Salmon and Dramamine
Salmon season having commenced around the lovely San Francisco Bay, I found myself reminiscing recently about my first (and only) offshore salmon adventure a couple years ago aboard a boat chartered out of the Berkeley Marina. (Check out the nifty Google satellite view!) I forget what the boat's name was, since at the time I was running too fast down the dock to notice. My friend Rob had invited me out on the charter a couple days before and had mentioned it would be leaving at 6:30 am, so I should get there around 6:00. I've never been much of a morning person, and found myself torn from slumber at 6:10 that morning by an urgent call from Rob and the question, Where the hell was I?

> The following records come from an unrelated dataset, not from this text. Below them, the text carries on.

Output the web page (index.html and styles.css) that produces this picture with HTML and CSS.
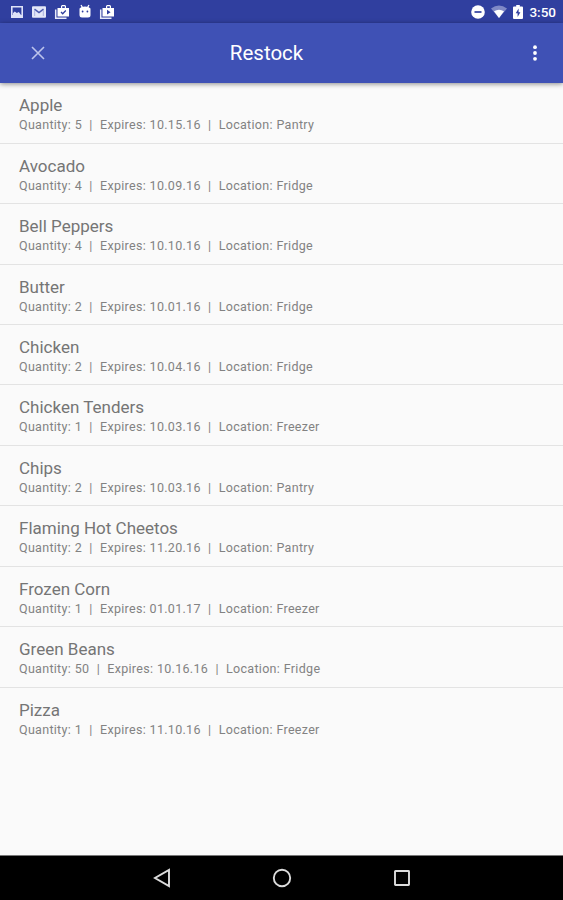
FILE: index.html
```html
<!DOCTYPE html>
<html lang="en">
<head>
    <meta charset="UTF-8">
    <meta name="viewport" content="width=device-width, initial-scale=1.0">
    <title>Restock</title>
    <link rel="stylesheet" href="styles.css">
</head>
<body>
    <div class="status-bar">
        <div class="notifications">
            <!-- picture -->
            <svg width="14" height="14" viewBox="0 0 14 14"><path fill="#dfe3f8" fill-rule="evenodd" d="M1 1h12v12H1zM2.600 2.600v7.400h8.800V2.600z"/><path fill="#dfe3f8" d="M3 10.400V8l1.800-1.500 2 1.500 2-1 2.600 3.400z"/></svg>
            <!-- mail -->
            <svg width="16" height="14" viewBox="0 0 16 14"><rect x="1" y="1.300" width="14" height="11.500" rx="1" fill="#e4e7f8"/><path d="M3.500 4.200L8 7.500l4.500-3.300" fill="none" stroke="#4a58ae" stroke-width="1.500"/><path d="M3.700 5v6M12.300 5v6" stroke="#aab2df"/></svg>
            <!-- briefcase with check -->
            <svg width="16" height="16" viewBox="0 0 16 16"><path fill="none" stroke="#e8ebfa" stroke-width="1.500" d="M1.700 5.500v8.700h10.800"/><path fill="#fff" fill-rule="evenodd" d="M3.500 4H7V2l1-1h3l1 1v2h3v8.500H3.500zM8.200 2.300V4h2.600V2.300z"/><path fill="none" stroke="#303f9f" stroke-width="1.300" d="M7 8l1.700 1.700L11.800 6.500"/></svg>
            <!-- android head -->
            <svg width="14" height="15" viewBox="0 0 14 15"><path stroke="#fff" stroke-width="1.300" d="M3 1l1.500 2.500M11 1L9.500 3.500"/><path fill="#fff" d="M1.500 4.500Q3 2.500 7 2.500t5.500 2V11q0 2.500-2.500 2.500H4Q1.500 13.500 1.500 11z"/><circle cx="4.600" cy="7.500" r=".9" fill="#303f9f"/><circle cx="9.400" cy="7.500" r=".9" fill="#303f9f"/></svg>
            <!-- briefcase with play -->
            <svg width="16" height="16" viewBox="0 0 16 16"><path fill="none" stroke="#e8ebfa" stroke-width="1.500" d="M1.700 5.500v8.700h10.800"/><path fill="#fff" fill-rule="evenodd" d="M3.500 4H7V2l1-1h3l1 1v2h3v8.500H3.500zM8.200 2.300V4h2.600V2.300z"/><path fill="#303f9f" d="M8 5.800v4.800l3.600-2.400z"/></svg>
        </div>
        <div class="system">
            <!-- do not disturb -->
            <svg width="14" height="14" viewBox="0 0 14 14"><circle cx="7" cy="7" r="6.800" fill="#fff"/><path stroke="#303f9f" stroke-width="1.700" d="M3.500 7h7"/></svg>
            <!-- wifi -->
            <svg width="16" height="13" viewBox="0 0 16 13"><path fill="#8089c6" d="M0 3.500Q8-2.500 16 3.500L8 13z"/><path fill="#fff" d="M3 6.300q5-3 10 0L8 13z"/></svg>
            <!-- battery -->
            <svg width="10" height="14" viewBox="0 0 10 14"><path fill="#fff" d="M3.200 0h3.600v1.500H9q1 0 1 1V13q0 1-1 1H1q-1 0-1-1V2.500q0-1 1-1h2.200z"/><path fill="#303f9f" d="M5.600 3.500L2.700 8.300h1.900V12l2.800-4.800H5.600z"/></svg>
            <span class="clock">3:50</span>
        </div>
    </div>

    <div class="app-bar">
        <svg class="close" width="14" height="14" viewBox="0 0 14 14"><path stroke="#bcc4ec" stroke-width="1.600" d="M1 1l12 12M13 1L1 13"/></svg>
        <h1>Restock</h1>
        <svg class="more" width="4" height="16" viewBox="0 0 4 16"><circle cx="2" cy="2.200" r="1.900" fill="#fff"/><circle cx="2" cy="8" r="1.900" fill="#fff"/><circle cx="2" cy="13.800" r="1.900" fill="#fff"/></svg>
    </div>

    <ul class="items">
        <li><h2>Apple</h2><p>Quantity: 5  |  Expires: 10.15.16  |  Location: Pantry</p></li>
        <li><h2>Avocado</h2><p>Quantity: 4  |  Expires: 10.09.16  |  Location: Fridge</p></li>
        <li><h2>Bell Peppers</h2><p>Quantity: 4  |  Expires: 10.10.16  |  Location: Fridge</p></li>
        <li><h2>Butter</h2><p>Quantity: 2  |  Expires: 10.01.16  |  Location: Fridge</p></li>
        <li><h2>Chicken</h2><p>Quantity: 2  |  Expires: 10.04.16  |  Location: Fridge</p></li>
        <li><h2>Chicken Tenders</h2><p>Quantity: 1  |  Expires: 10.03.16  |  Location: Freezer</p></li>
        <li><h2>Chips</h2><p>Quantity: 2  |  Expires: 10.03.16  |  Location: Pantry</p></li>
        <li><h2>Flaming Hot Cheetos</h2><p>Quantity: 2  |  Expires: 11.20.16  |  Location: Pantry</p></li>
        <li><h2>Frozen Corn</h2><p>Quantity: 1  |  Expires: 01.01.17  |  Location: Freezer</p></li>
        <li><h2>Green Beans</h2><p>Quantity: 50  |  Expires: 10.16.16  |  Location: Fridge</p></li>
        <li><h2>Pizza</h2><p>Quantity: 1  |  Expires: 11.10.16  |  Location: Freezer</p></li>
    </ul>

    <div class="nav-bar">
        <svg width="20" height="20" viewBox="0 0 20 20"><path d="M17 2v16L3 10z"/></svg>
        <svg width="20" height="20" viewBox="0 0 20 20"><circle cx="10" cy="10" r="8.200"/></svg>
        <svg width="20" height="20" viewBox="0 0 20 20"><rect x="3" y="3" width="14" height="14" rx=".5"/></svg>
    </div>
</body>
</html>
```
FILE: styles.css
```css
*{
    box-sizing: border-box;
}
body{
    margin: 0;
    height: 100vh;
    display: flex;
    flex-direction: column;
    overflow: hidden;
    font-family: Roboto, "Liberation Sans", sans-serif;
    background-color: #fafafa;
}
h1,h2,p,ul{
    margin: 0;
    padding: 0;
    font-weight: 400;
}
svg{
    display: block;
    flex: none;
}
.status-bar{
    display: flex;
    flex: none;
    justify-content: space-between;
    align-items: center;
    height: 23px;
    padding: 0 7px 0 10px;
    background-color: #303f9f;
}
.notifications,.system{
    display: flex;
    align-items: center;
}
.notifications{
    gap: 7.200px;
}
.system{
    gap: 6px;
}
.clock{
    font-size: 13.500px;
    font-weight: 500;
    line-height: 23px;
    color: #fff;
    padding-top: 2px;
}
.app-bar{
    display: grid;
    flex: none;
    grid-template-columns: 60px 1fr 90px;
    align-items: center;
    height: 60px;
    background-color: #3f51b5;
    box-shadow: 0 1px 5px rgba(0, 0, 0, .45);
}
.app-bar h1{
    font-size: 20.500px;
    text-align: center;
    color: #fff;
}
.close{
    margin-left: 31px;
}
.more{
    margin-left: 60px;
}
.items{
    flex: 1;
    list-style: none;
    padding-top: .300px;
}
.items li{
    height: 60.450px;
    padding: 12px 19px 0;
    border-bottom: 1px solid #e3e3e3;
}
.items li:last-child{
    border-bottom: none;
}
.items h2{
    font-size: 17px;
    line-height: 20px;
    color: #757575;
}
.items p{
    font-size: 12.500px;
    line-height: 20.500px;
    letter-spacing: .3px;
    word-spacing: .25px;
    white-space: pre;
    color: #828282;
}
.nav-bar{
    display: flex;
    flex: none;
    justify-content: center;
    align-items: center;
    gap: 100px;
    height: 45px;
    border-top: 1px solid #777;
    background-color: #000;
}
.nav-bar svg{
    fill: none;
    stroke: #dcdcdc;
    stroke-width: 1.900;
}
```
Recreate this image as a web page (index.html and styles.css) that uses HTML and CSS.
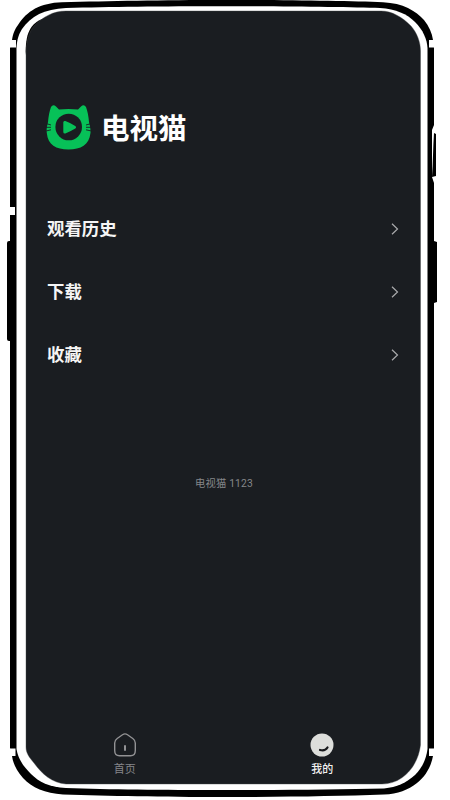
FILE: index.html
```
<!DOCTYPE html>
<html lang="zh-CN">

<head>
	<meta charset="UTF-8">
	<title>电视猫</title>
	<link rel="stylesheet" href="styles.css">
</head>

<body>

	<div class="phone">
		<svg class="frame" width="450" height="800" viewBox="0 0 450 800">
			<!-- outer shell -->
			<path fill="#000" d="M10 48 L12 40 C13 33 15 29 18 25 C27 11 40 3 62 2.300 C110 1 160 0 225 0 C290 0 350 1 383 2.200 C403 3 416 11 424 20 C429 26 432 33 433 40 L434 48 V748 L433 756 C431 767 425 777 417 783 C408 790 398 794 384 794.500 C340 796 290 797 225 797 C160 797 110 796 63 794.500 C45 793 32 788 23 778 C16 770 13 763 12 756 L10 748 Z" />
			<path fill="#fff" d="M16.500 48 C17 39 19 34 22 29 C31 16 44 9 66 8 C110 6.700 160 6.200 225 6.200 C290 6.200 350 7 380 8 C396 9 407 14 415 22 C423 30 427 39 427.500 48 V749 C426 760 422 768 415 775 C406 783 397 787 384 788.500 C340 789.500 290 790 225 790 C160 790 110 789.500 66 788 C49 787 39 782 31 774 C22 765 18 758 16.500 749 V48 Z" />
			<path fill="#000" d="M25.700 52 C25.500 31 32 22 46 17.500 L40 40 L26.500 60 Z" />
			<!-- antenna gaps -->
			<path fill="#fff" d="M10 40 H16 V47.500 H10 Z M10 207 H15 V215 H10 Z M10 748.500 H15.500 V756 H10 Z M429 40 H435 V47.500 H429 Z M429 748.500 H435 V756 H429 Z" />
			<!-- side keys -->
			<path fill="#000" d="M10 241 H9 Q7 241 7 243 V339 Q7 341 9 341 H10 Z M434 241 L437 242 V302 L434 303 Z" />
			<path fill="#fff" d="M434 125 L432 130 V177 L434 183 H438 V125 Z" />
			<path fill="#000" d="M434 133 L436 134 V176 L432 177 C433 163 433 147 434 133 Z" />
			<!-- display -->
			<path fill="#1a1d21" stroke="#44474a" stroke-width=".4" d="M26 51 C27 40 29 32 34 26 C43 17 53 11 66 11 H381 C392 11 402 17 411 26 C417 33 420.500 42 420.500 51 V745 C418 766 403 784 382 784 H66 C52 783 42 774 34 763 C29 757 26 753 26 747 Z" />
		</svg>

		<div class="screen">
			<header class="brand">
				<svg class="logo" width="46" height="46" viewBox="0 0 46 46">
					<path fill="#07c158" d="M2 17 C2.500 11 3.500 6 5 2 Q7-1 10 1.500 L13 4.500 Q22.500 3.300 32 4.500 L35 1.500 Q38-1 40 2 C41.500 6 42.500 11 43 17 Q45 24 44.500 28 C43 40 35 44.500 22.500 44.500 C10 44.500 2 40 .8 28 Q0 24 2 17 Z" />
					<circle cx="22.700" cy="22" r="13.300" fill="#1a1d21" />
					<path fill="#07c158" stroke="#07c158" stroke-width="3" stroke-linejoin="round" d="M18.800 17.500 V27 Q24 25 28.500 22.200 Q24 19.500 18.800 17.500 Z" />
					<path stroke="#1a1d21" stroke-width=".9" fill="none" d="M0 18.500 L5 20 M0 22.300 H5 M0 26 L5 24.800 M45.500 18.500 L40 20 M45.500 22.300 H40 M45.500 26 L40 24.800" />
				</svg>
				<h1 class="brand-name">电视猫</h1>
			</header>

			<ul class="menu">
				<li class="menu-item">
					<span>观看历史</span>
					<svg class="arrow" width="8" height="12" viewBox="0 0 8 12"><path d="M1 .7 L6.500 6 L1 11.300" /></svg>
				</li>
				<li class="menu-item">
					<span>下载</span>
					<svg class="arrow" width="8" height="12" viewBox="0 0 8 12"><path d="M1 .7 L6.500 6 L1 11.300" /></svg>
				</li>
				<li class="menu-item">
					<span>收藏</span>
					<svg class="arrow" width="8" height="12" viewBox="0 0 8 12"><path d="M1 .7 L6.500 6 L1 11.300" /></svg>
				</li>
			</ul>

			<p class="version">电视猫 1123</p>

			<nav class="tabs">
				<a class="tab">
					<svg width="24" height="24" viewBox="0 0 24 24" fill="none" stroke="#929294">
						<path stroke-width="1.400" d="M4.200 5.500 L9.500 1.800 Q12 0 14.500 1.800 L19.800 5.500 Q22.300 7.300 22.300 10 V17.500 Q22.300 22.700 17.500 22.700 H6.500 Q1.700 22.700 1.700 17.500 V10 Q1.700 7.300 4.200 5.500 Z" />
						<path stroke-width="2" stroke-linecap="round" d="M12 13 V17" />
					</svg>
					<span>首页</span>
				</a>
				<a class="tab tab-active">
					<svg width="24" height="24" viewBox="0 0 24 24">
						<circle cx="12" cy="12" r="11.500" fill="#dddedb" />
						<path d="M10 17 Q15 18.500 17.500 14.500" fill="none" stroke="#17181b" stroke-width="2.200" stroke-linecap="round" />
					</svg>
					<span>我的</span>
				</a>
			</nav>
		</div>
	</div>

</body>

</html>
```
FILE: styles.css
```
body {
	margin: 0;
	background: #fff;
	font-family: "Noto Sans CJK SC", sans-serif;
}

.phone {
	position: relative;
	width: 450px;
	height: 800px;
	overflow: hidden;
}

/* device shell lies under the app content */
.frame {
	position: absolute;
	top: 0;
	left: 0;
}

.screen {
	position: relative;
	box-sizing: border-box;
	width: 395px;
	height: 773px;
	margin: 11px 0 0 26px;
	padding-top: 94px;
	display: flex;
	flex-direction: column;
}

.brand {
	display: flex;
	align-items: center;
	gap: 9px;
	height: 46px;
	padding-left: 20px;
}

.brand-name {
	margin: 0;
	color: #fff;
	font-size: 28.500px;
	line-height: 46px;
	padding-bottom: 2px;
	font-weight: 700;
}

.menu {
	list-style: none;
	margin: 46px 0 0;
	padding: 0 22px 0 21px;
}

.menu-item {
	display: flex;
	align-items: center;
	justify-content: space-between;
	height: 63px;
	color: #f5f5f5;
	font-size: 17.400px;
	font-weight: 700;
}

.menu-item span {
	padding-bottom: 2px;
}

.arrow path {
	fill: none;
	stroke: #a9aaac;
	stroke-width: 1.200;
}

.version {
	margin: 90px 0 0;
	padding-left: 1px;
	color: #85878a;
	font-family: Roboto, "Noto Sans CJK SC", sans-serif;
	font-size: 10.300px;
	line-height: 16px;
	letter-spacing: 0.15px;
	text-align: center;
}

.tabs {
	display: flex;
	height: 51px;
	margin-top: auto;
}

.tab {
	display: flex;
	flex: 1;
	flex-direction: column;
	align-items: center;
	gap: 3px;
	color: #85868a;
	font-size: 11px;
	line-height: 16px;
}

.tab-active {
	color: #f2f2f2;
	font-weight: 500;
}
```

Astonished that I had actually awakened before the departure time, I somehow managed to stumble out the door and into my '67 Mercury Cougar (long since sold), a smelly, surly beast of a car which for some reason consented to start at that early and chilly hour. To its credit, the Cougar was very fast - albeit in a rattling, scary sort of way - and I gunned it down Ashby Ave and up highway I-80, covering the three or so miles to the Marina in time to buy a fishing license and jump on the boat just as it was throttling up to head for the Golden Gate.
The charter was a fairly steep $65 a person, and on the ride out I consoled myself thinking of all the salmon I was going to haul home to feast upon. We passed beneath the fog-shrouded Golden Gate Bridge and westwards towards the Farallon Islands. Shortly after we'd left the bridge behind I began to have my doubts about the advisability of the whole trip. Specifically, its gastrological advisability; specifically, I was getting seasick as hell. It was quite rough out, to the point that the captain decided against his original plan of trolling for salmon and rigged everyone up for "mooching" instead, which involves fishing an anchovy bait 30 to 40 feet beneath the boat.
Soon everyone was standing along the gunwales, rods in hand, mooching their anchovies along beneath the boat, hoping for a salmon to take an interest. Except for me - by this time I'd given up on salmon, given up on my $65, given up on talking to Rob or anyone else, given up on just about everything except survival, and was lying flat on my back in the cabin, hoping to pass out.
But it was not to be, and after a half-hour or so I decided that perhaps going outside, getting some fresh air, and looking stoically out over the ocean might feel marginally better than staring morosely at the fiberglass ceiling of a pitching boat. So I lurched out onto the deck, where a smiling crew member, utterly unperturbed by the oceanic chaos that surrounded us, set me up with a rod and an anchovy. Joining the other fishfolk along the rail, I unspooled 30 or so feet of line and waited for a salmon. A helpful soul mentioned that looking off towards the horizon could often help calm a queasy stomach, so I gave that a try for a while until I retched over the side, after which I decided the horizon could go to hell. After another bout of quality retching someone else handed me a couple of Dramamine, which I downed eagerly, figuring that a belated drugging was better than no drugging at all.
The Dramamine worked well enough for me to focus a bit more on fishing rather than mere survival. This was a good thing, since a several fathoms down something grabbed my anchovy and took off with it. After a vigorous fight I reeled in a flashing silver salmon, which the same smiling crew guy netted and hauled over the side. It wasn't huge - about 20 inches and five pounds - but it was a beauty, and as I admired that gleaming chinook I realized I was feeling a whole lot better.
As it turned out that was the only fish I caught that day, and in fact was only one of three salmon caught by the entire boat, which had about two dozen anglers aboard - pricey fish, when you work out the price per pound. Not a great day for fishing, and the rough conditions were probably to blame. While I was happy to have been one of the lucky few, I was even happier to see the massive piers of the Golden Gate Bridge loom back into view, and to feel the solid timber of the Berkeley docks under my feet again. Broiled that very evening and seasoned with dill, pepper and lemon juice, the salmon was delicious - and since I hadn't been able to keep a thing down all day, I'd worked up quite an appetite.
And that was my first salmon charter. Was it worth it? Ummmm...sure. Will I be doing it again anytime soon? Ummmm...no.